The final reason why we are stuck in a computational training system is the big standardized test. If the test requires computation, then it is assured that teachers will teach those skills. Until we recognize that we are testing the wrong thing, we will continue to spend a majority of our time teaching computation.
I think that this issue can best be summed up in an interaction I had with a student a few weeks ago. He was working on a complicated word problem in class. It was the kind of problem that required not only steps 1, 2, and 4, but also a heavy dose of step 3: computation. As he began to delve into the computation I suggested that he use a calculator to both improve his accuracy and to free his brain from the challenge of calculating so that he could focus on the bigger picture. When the steps were finished, the calculations complete, and the problem correctly solved I congratulated him on a very excellent job of thinking through a tough problem.
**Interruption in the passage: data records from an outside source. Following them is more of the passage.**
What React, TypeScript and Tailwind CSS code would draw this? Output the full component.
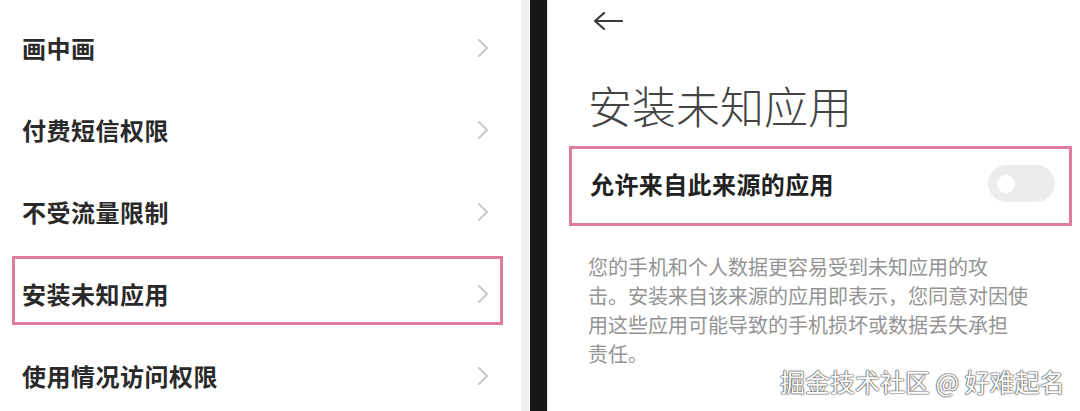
const cjk = { fontFamily: '"Noto Sans CJK SC", "Noto Sans", sans-serif' };

const rows = ["画中画", "付费短信权限", "不受流量限制", "安装未知应用", "使用情况访问权限"];

function Chevron() {
  return (
    <svg width="12" height="20" viewBox="0 0 12 20" fill="none">
      <path d="M2 2 L10 10 L2 18" stroke="#c6c6c6" strokeWidth="1.8" strokeLinecap="round" strokeLinejoin="round" />
    </svg>
  );
}

function BackArrow() {
  return (
    <svg width="30" height="20" viewBox="0 0 30 20" fill="none">
      <path d="M2 10 H29 M11 2 L2 10 L11 18" stroke="#3a3a3a" strokeWidth="2.2" strokeLinecap="round" strokeLinejoin="round" />
    </svg>
  );
}

export default function App() {
  return (
    <div className="relative flex h-[411px] w-[1080px] overflow-hidden bg-white" style={cjk}>
      {/* settings list */}
      <div className="w-[521px] shrink-0 pt-[8px]">
        {rows.map((label, i) => (
          <div key={label} className="h-[82px] pt-[2px]">
            <div
              className={
                "ml-[12px] flex h-[69px] w-[491px] items-center justify-between border-[3px] pl-[7px] pr-[11px] pt-[6px] " +
                (i === 3 ? "border-[#e07c9e]" : "border-transparent")
              }
            >
              <span className="text-[24px] font-bold leading-none tracking-[0.5px] text-[#2a2a2a]">{label}</span>
              <Chevron />
            </div>
          </div>
        ))}
      </div>

      {/* divider between the two screenshots */}
      <div className="w-[9px] shrink-0 bg-[#f1f1f1]" />
      <div className="w-[17px] shrink-0 bg-[#171717]" />

      {/* detail page */}
      <div className="flex-1 border-l border-[#e4e4e4] pt-[11px]">
        <div className="ml-[45px]">
          <BackArrow />
        </div>
        <h1 className="ml-[40px] mt-[52px] text-[44px] font-light leading-[44px] text-[#444]">安装未知应用</h1>
        <div className="ml-[21px] mt-[19px] flex h-[80px] w-[503px] items-center justify-between border-[3px] border-[#e07c9e] pb-[5px] pl-[18px] pr-[14px]">
          <span className="text-[24px] font-bold leading-none tracking-[0.4px] text-[#222]">允许来自此来源的应用</span>
          <div className="flex h-[37px] w-[67px] items-center rounded-full bg-[#ececec] pl-[9px]">
            <div className="h-[18px] w-[18px] rounded-full bg-white" />
          </div>
        </div>
        <p className="ml-[40px] mt-[26px] text-[20px] leading-[29px] text-[#949494]">
          您的手机和个人数据更容易受到未知应用的攻
          <br />
          击。安装来自该来源的应用即表示，您同意对因使
          <br />
          用这些应用可能导致的手机损坏或数据丢失承担
          <br />
          责任。
        </p>
      </div>

      {/* watermark */}
      <div
        className="absolute left-[780px] top-[365px] text-[25px] leading-[32px] text-white"
        style={{ textShadow: "0 0 2px #444, 0 0 1px #444, 0 0 1px #444" }}
      >
        掘金技术社区 @ 好难起名
      </div>
    </div>
  );
}
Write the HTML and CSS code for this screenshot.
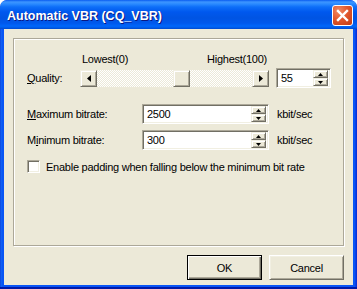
FILE: index.html
```html
<!DOCTYPE html>
<html lang="en">
<head>
  <meta charset="UTF-8">
  <title>Automatic VBR (CQ_VBR)</title>
  <link rel="stylesheet" href="styles.css">
</head>
<body>
  <!-- dialog window -->
  <div class="window">
    <div class="titlebar">
      <span class="title">Automatic VBR (CQ_VBR)</span>
      <div class="close">
        <svg width="19" height="19" viewBox="0 0 19 19">
          <path d="M5 5 L14 14 M14 5 L5 14" stroke="#fff" stroke-width="2.4" stroke-linecap="square"/>
        </svg>
      </div>
    </div>

    <div class="client">
      <div class="group">
        <div class="range-labels">
          <span>Lowest(0)</span>
          <span>Highest(100)</span>
        </div>

        <div class="row quality-row">
          <span class="label narrow"><u>Q</u>uality:</span>
          <div class="scrollbar">
            <div class="raised sb-btn">
              <svg width="4" height="7" viewBox="0 0 4 7"><path d="M4 0 L0 3.5 L4 7 Z" fill="#000"/></svg>
            </div>
            <div class="track">
              <div class="raised thumb" style="--v: 0.55"></div>
            </div>
            <div class="raised sb-btn">
              <svg width="4" height="7" viewBox="0 0 4 7"><path d="M0 0 L4 3.5 L0 7 Z" fill="#000"/></svg>
            </div>
          </div>
          <div class="edit spin">
            <span class="value">55</span>
            <div class="spin-btns">
              <div class="raised spin-btn"><svg width="5" height="3" viewBox="0 0 5 3"><path d="M0 3 L2.5 0 L5 3 Z" fill="#000"/></svg></div>
              <div class="raised spin-btn"><svg width="5" height="3" viewBox="0 0 5 3"><path d="M0 0 L2.5 3 L5 0 Z" fill="#000"/></svg></div>
            </div>
          </div>
        </div>

        <div class="row bitrate-row first">
          <span class="label wide"><u>M</u>aximum bitrate:</span>
          <div class="edit bitrate">
            <span class="value">2500</span>
            <div class="spin-btns">
              <div class="raised spin-btn"><svg width="5" height="3" viewBox="0 0 5 3"><path d="M0 3 L2.5 0 L5 3 Z" fill="#000"/></svg></div>
              <div class="raised spin-btn"><svg width="5" height="3" viewBox="0 0 5 3"><path d="M0 0 L2.5 3 L5 0 Z" fill="#000"/></svg></div>
            </div>
          </div>
          <span class="unit">kbit/sec</span>
        </div>

        <div class="row bitrate-row">
          <span class="label wide">M<u>i</u>nimum bitrate:</span>
          <div class="edit bitrate">
            <span class="value">300</span>
            <div class="spin-btns">
              <div class="raised spin-btn"><svg width="5" height="3" viewBox="0 0 5 3"><path d="M0 3 L2.5 0 L5 3 Z" fill="#000"/></svg></div>
              <div class="raised spin-btn"><svg width="5" height="3" viewBox="0 0 5 3"><path d="M0 0 L2.5 3 L5 0 Z" fill="#000"/></svg></div>
            </div>
          </div>
          <span class="unit">kbit/sec</span>
        </div>

        <label class="check-row">
          <span class="checkbox"></span>
          <span>Enable padding when falling below the minimum bit rate</span>
        </label>
      </div>

      <div class="buttons">
        <div class="btn default">OK</div>
        <div class="btn">Cancel</div>
      </div>
    </div>
  </div>
</body>
</html>
```

FILE: styles.css
```css
body {
  margin: 0;
  background: #fff;
  font-family: "Liberation Sans", Arial, sans-serif;
  font-size: 11px;
  letter-spacing: -0.25px;
  color: #000;
}

/* window frame */
.window {
  width: 357px;
  height: 289px;
  display: flex;
  flex-direction: column;
  background: linear-gradient(to right, #0831D9 0, #166AEE 1px, #0855F5 2px, #0855F5 355px, #0831D9 356px);
  border-radius: 7px 7px 0 0;
  overflow: hidden;
  box-shadow: inset 0 -2px 0 #0019A8;
}

.titlebar {
  height: 29px;
  flex-shrink: 0;
  display: flex;
  align-items: flex-start;
  padding-left: 7px;
  background: linear-gradient(#0A5CF0 0, #3D95FF 2px, #2A8AFF 4px, #0D6EF8 7px, #0058EE 12px, #0054E3 18px, #0058EC 23px, #0066FA 26px, #0062F2 27px, #0049D0 29px);
  border-radius: 7px 7px 0 0;
}

.title {
  margin-top: 9px;
  font-family: "Liberation Sans", Arial, sans-serif;
  font-weight: bold;
  font-size: 12.5px;
  line-height: 15px;
  letter-spacing: 0;
  color: #fff;
  text-shadow: 1px 1px 0 #0A1883;
}

.close {
  margin: 5px 4px 0 auto;
  width: 19px;
  height: 19px;
  border: 1px solid #fff;
  border-radius: 3px;
  background: radial-gradient(circle at 30% 25%, #F08A64 0, #E2582E 45%, #C03A14 100%);
}

.close svg {
  display: block;
}

/* client area */
.client {
  flex: 1;
  margin: 0 4px 4px;
  background: #ECE9D8;
  padding: 9px 9px 0;
}

/* group box */
.group {
  height: 208px;
  box-sizing: border-box;
  border: 1px solid #ACA899;
  box-shadow: inset 1px 1px 0 #fff, 1px 1px 0 #fff;
  padding: 14px 0 0 13px;
}

.range-labels {
  width: 185px;
  margin-left: 53px;
  padding: 0 2px;
  display: flex;
  justify-content: space-between;
  line-height: 13px;
}

.row {
  display: flex;
  align-items: center;
  height: 20px;
}

.quality-row {
  margin-top: 2px;
}

.bitrate-row {
  margin-top: 6px;
}

.bitrate-row.first {
  margin-top: 16px;
}

.label.narrow {
  width: 53px;
}

.label.wide {
  width: 115px;
}

.unit {
  margin-left: 8px;
}

/* raised 3d surface */
.raised {
  box-sizing: border-box;
  background: #ECE9D8;
  border: 1px solid;
  border-color: #F1EFE2 #716F64 #716F64 #F1EFE2;
  box-shadow: inset 1px 1px 0 #fff, inset -1px -1px 0 #ACA899;
  display: flex;
  align-items: center;
  justify-content: center;
}

/* scrollbar slider */
.scrollbar {
  width: 189px;
  height: 17px;
  display: flex;
}

.sb-btn {
  width: 17px;
  height: 17px;
  flex-shrink: 0;
}

.track {
  flex: 1;
  position: relative;
  background: repeating-conic-gradient(#fff 0 25%, #ECE9D8 0 50%) 0 0 / 2px 2px;
}

.thumb {
  position: absolute;
  top: 0;
  left: calc((100% - 17px) * var(--v));
  width: 17px;
  height: 17px;
}

/* edit boxes */
.edit {
  box-sizing: border-box;
  height: 20px;
  background: #fff;
  border: 1px solid;
  border-color: #ACA899 #fff #fff #ACA899;
  box-shadow: inset 1px 1px 0 #716F64, inset -1px -1px 0 #F1EFE2;
  padding: 2px 2px 2px 4px;
  display: flex;
  align-items: center;
}

.edit .value {
  flex: 1;
}

.spin {
  width: 55px;
  margin-left: 7px;
}

.bitrate {
  width: 127px;
}

.spin-btns {
  width: 15px;
  height: 16px;
  display: flex;
  flex-direction: column;
}

.spin-btn {
  height: 8px;
}

/* checkbox */
.check-row {
  margin-top: 10px;
  display: flex;
  align-items: center;
  gap: 6px;
  height: 13px;
}

.checkbox {
  width: 13px;
  height: 13px;
  box-sizing: border-box;
  background: #fff;
  border: 1px solid;
  border-color: #ACA899 #fff #fff #ACA899;
  box-shadow: inset 1px 1px 0 #716F64, inset -1px -1px 0 #F1EFE2;
}

/* dialog buttons */
.buttons {
  margin-top: 9px;
  display: flex;
  justify-content: flex-end;
  gap: 7px;
}

.btn {
  width: 75px;
  height: 25px;
  box-sizing: border-box;
  display: flex;
  align-items: center;
  justify-content: center;
  background: #ECE9D8;
  border: 1px solid;
  border-color: #fff #716F64 #716F64 #fff;
  box-shadow: inset 1px 1px 0 #F1EFE2, inset -1px -1px 0 #ACA899;
}

.btn.default {
  border: 1px solid #000;
  box-shadow: inset 1px 1px 0 #fff, inset -1px -1px 0 #716F64, inset -2px -2px 0 #ACA899;
}
```
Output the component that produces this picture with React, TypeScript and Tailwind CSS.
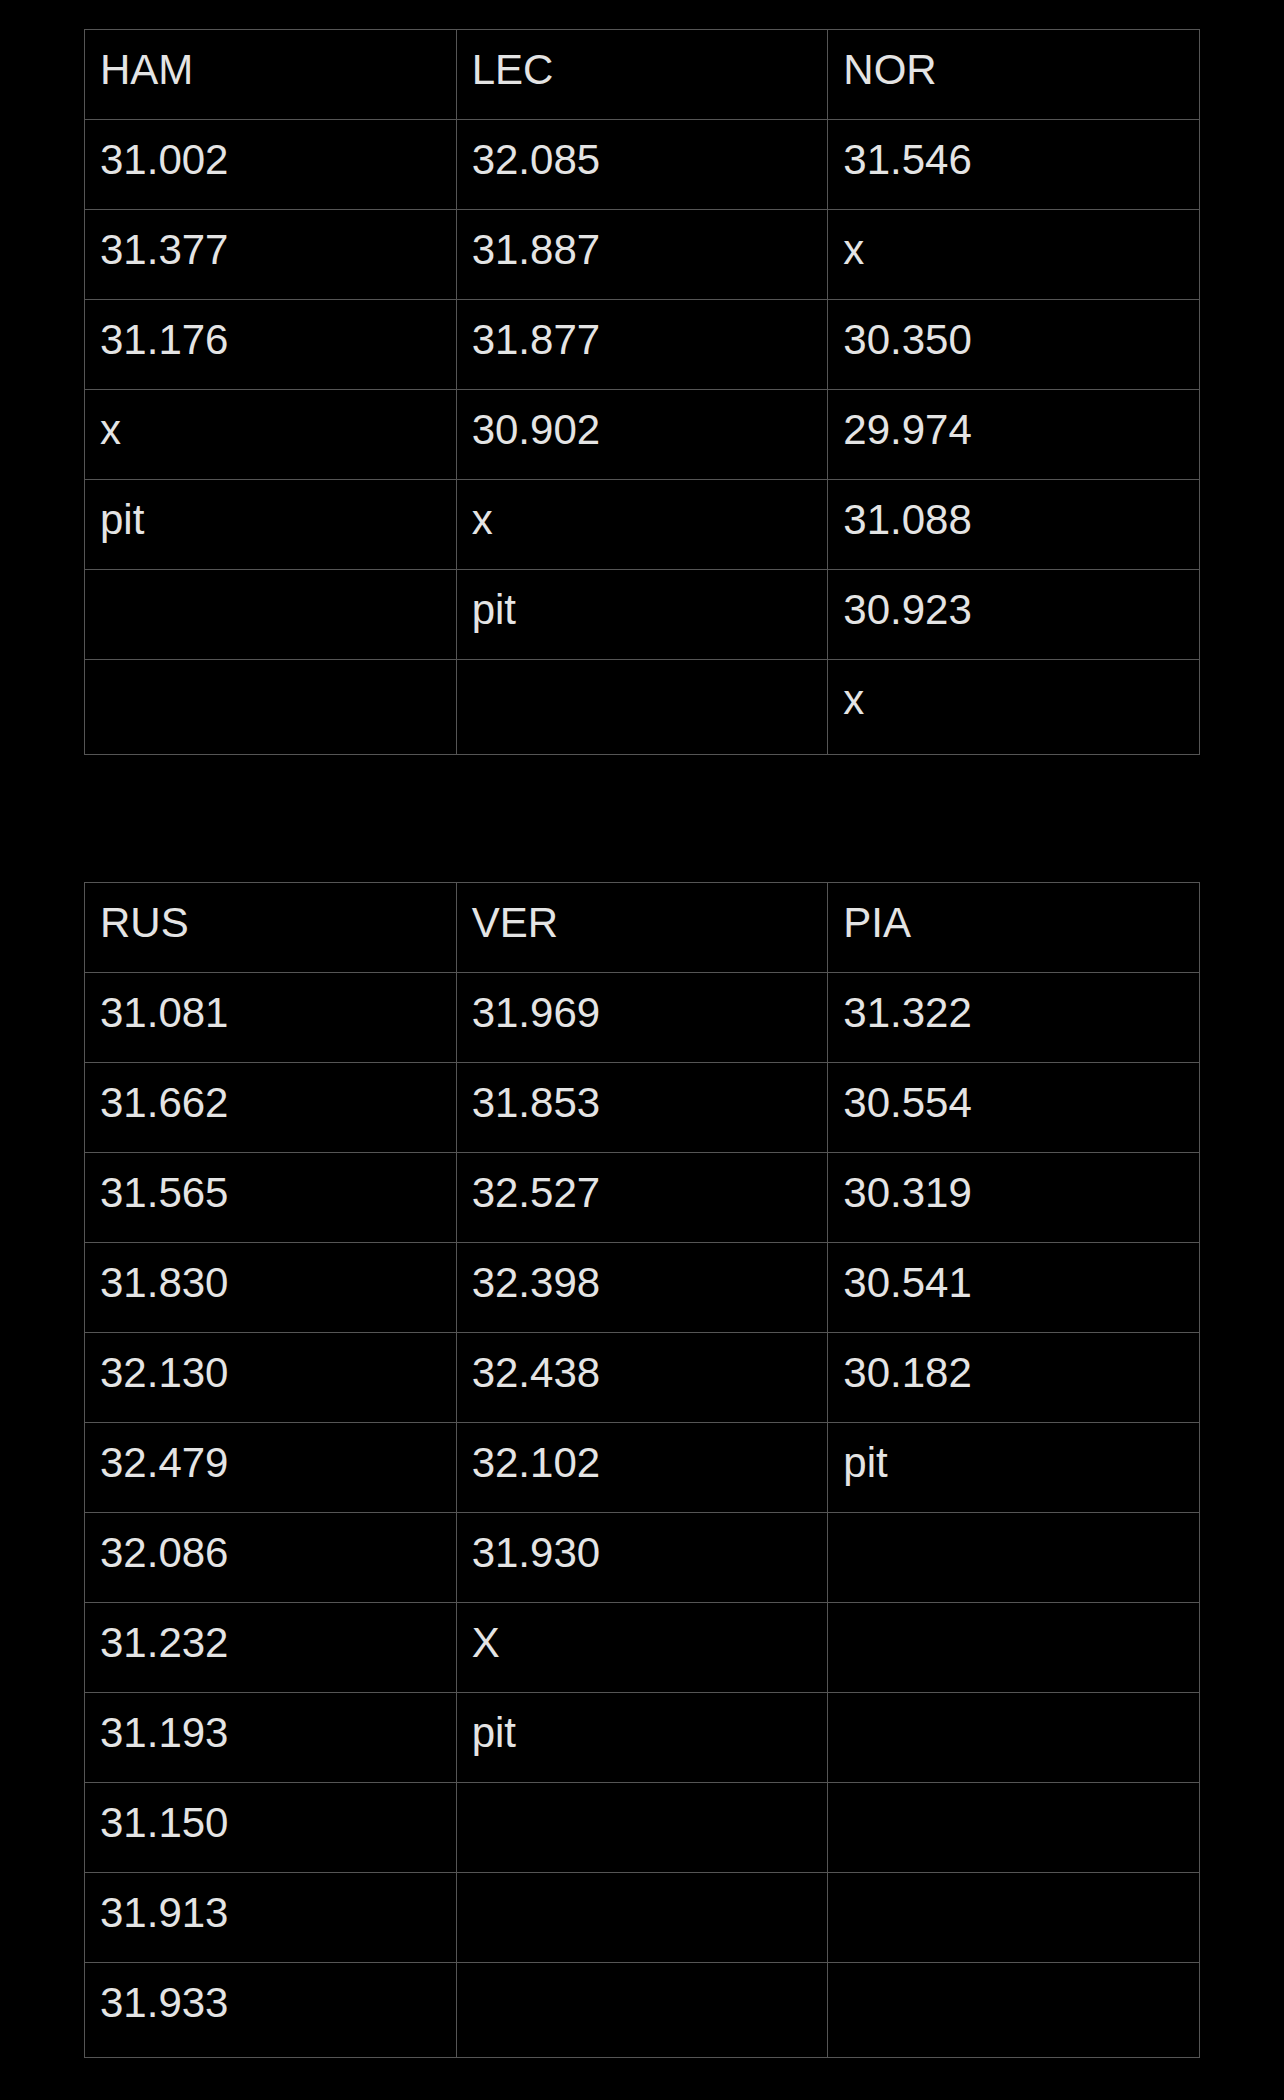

He thanked me, then sighed and said, “yeah, but I cheated.”
“You cheated?” I replied, surprised.
“Yeah, I used a calculator.” He said sadly.
He solved the problem correctly and yet he felt like he cheated because he used a better tool and didn’t solve the problem in the most difficult way possible. The idea of using the best computational tool available didn’t just not occur to him, he actively rejected it because he had been drilled to look at calculators as cheating. How is this helping this student?
This is a massive and difficult shift in thinking for everyone. We have been teaching math the same way for over 100 years. It is difficult to move beyond that. For the sake of our students, however, we must.